Worst: The Rock, Reading Aloud From His Book The WWE Encyclopedia
and speaking of having problems
I run the risk of starting every Rock paragraph with “I’ve been reading what you had to say about it online, and” and then ranting for 800 words about how awful it is. I don’t want to do that too many times in one report, but I will say that Rock bringing up “The Rock” on Wikipedia and listing off his catchphrases in order, then (badly) singing Frank Sinatra to get a cheap pop in New York is neither “epic” nor “amazing”, despite those being the only two adjectives used to describe it. I agree with you that Rock is a better talker than almost anyone in pro wrestling, still. I agree with you that he’s got more charisma in his brow than most people have after a career of work, even if that specific kind of charisma turns me off. I understand his worth and see why you like this.
But seriously, come on. Is the secret to Rock’s success that he stays gone in long-enough intervals that when he returns you’ve reset to just wanting to see him move and hear his catchphrases? Is it like how I feel about the Muppets? I know those Jim Henson-less Muppets aren’t the real f**king Muppets because he was the entire point, but I miss him so bad I’ll deal with wrong-sounding Kermit and listen to what ultimately is a cover of “The Rainbow Connection” with tears in my eyes. Is that how you feel about the Rock? You don’t care that he’s not SAYING anything or DOING anything or HELPING ANYBODY, you just miss wearing plain black shirts with plain black lettering and hooting along to some guy threatening to stick sideways versions of things up peoples’ asses? Is Team Bring It Rock your Wrong Sounding Kermit?
At any point during this I would gladly accept glass breaking, ATV driving, beer tossing and a more valuable-to-pro-wrestling prejudiced nostalgia.

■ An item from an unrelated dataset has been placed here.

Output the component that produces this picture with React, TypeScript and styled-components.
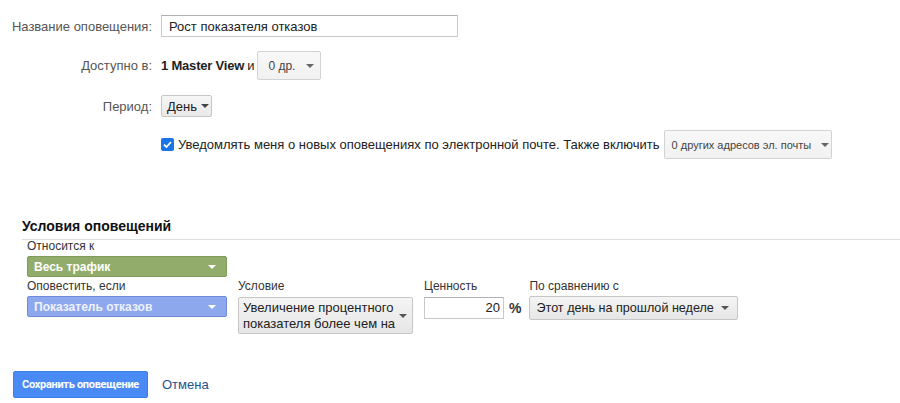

Best: CM Punk Is Incapable Of Having A Conversation
I mentioned it in Monday’s report, but it’s hard to enjoy wrestling when the heels share your point of view. At the same time, that very feeling makes any conversation between CM Punk and David Otunga interesting to me. It always seems a second away from Otunga bringing up the New Nexus and tying up a half a year’s-worth of loose ends but never quite gets there. They don’t say anything, but they SEEM like they’re going to say things, and that always keeps me watching. Also, one of these days I want Punk to do his nerdy REGULAR, OR UNLEADED and try to punch Otunga only for Dave to WRECK him, screaming F**K YOU I’M BLACK AND STRONGER THAN YOU.